There are still ‘agreements to differ’ between coalition partners, but they do not apply to specific cabinet decisions. For example, some Lib Dem members do not support increasing nuclear power but still have to support cabinet decisions to build new power stations. The rules of collective responsibility are weaker but still exist. In 2012 there were disagreements on how to tax the very rich. Lib Dem Business Secretary Vince Cable wanted a mansion tax and his leader Clegg wanted a tycoon tax (all wealthy people must pay a minimum of 20% tax). The Conservatives were reluctant to increase taxes at all. In the end the March 2012 budget was a compromise. The top rate of tax was reduced to 45% but measures were put in place to reduce tax avoidance amongst the wealthy. The Stamp Duty (a tax on property) was increased to 7% on homes above £2 million. All members of the coalition had to defend these changes, even though they disagreed privately.
There have been serious breaches of the Ministerial code. Ministers like Vince Cable have been caught by reporters openly criticising government. He managed to get away with it due to his prominence in the Lib Dem party but this infuriated Conservative backbenchers. Having two sets of backbenchers who may be rebellious present yet another problem.
The preservation of distinctive party identities and the contesting of by-elections are another two areas of difficulty. Both the Conservatives and Lib Dems faced challenges during by-elections. The Conservatives were facing a new challenge from the rise of UKIP, whereas the Lib Dems did badly all round, especially in the Newark by-elections. In this case, Independent candidates and the Green Party got more votes than them – they only managed to beat the Monster Raving Loony Party. The by-election results demonstrate that the coalition damaged the Lib Dem’s reputation irreparably.
Specific policy differences have emerged over Europe, the Human Rights Act, Bank reform, NHS reform and other areas. For example, when it comes to the Human Rights Act the Lib Dems are more in favour of individual rights. They pushed for a new Freedom Bill as they feel the Human Rights Act does not go far enough, in contrast the Conservatives believe that the act should be repealed without replacement (this was part of their 2015 manifesto).
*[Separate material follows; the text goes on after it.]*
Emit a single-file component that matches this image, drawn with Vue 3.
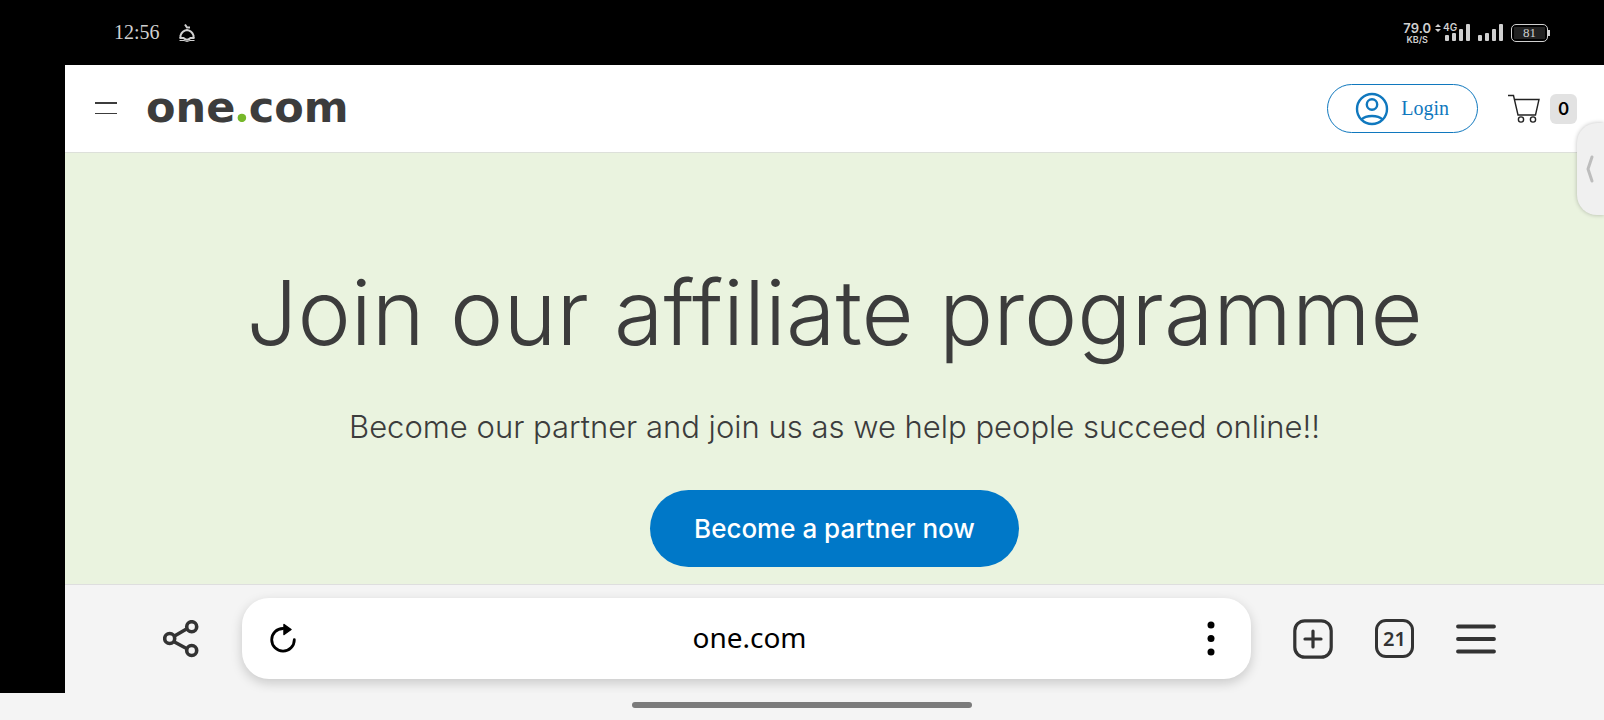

The biggest sticking point in the coalition was the AV referendum. The only reason why the referendum happened was because it was a desire of the Lib Dems when the joined the coalition and was agreed by Cameron as a trade-off. During the campaign they actively campaigned against each other, as Cameron was backing a no vote.
To conclude, in 2012, only one voter in six believed the government would survive until the 2015 election, amid regular “coalition at war” headlines and the collapse of the government’s constitutional reform programme. However, despite its faults, the coalition managed to last until the 2015 general election.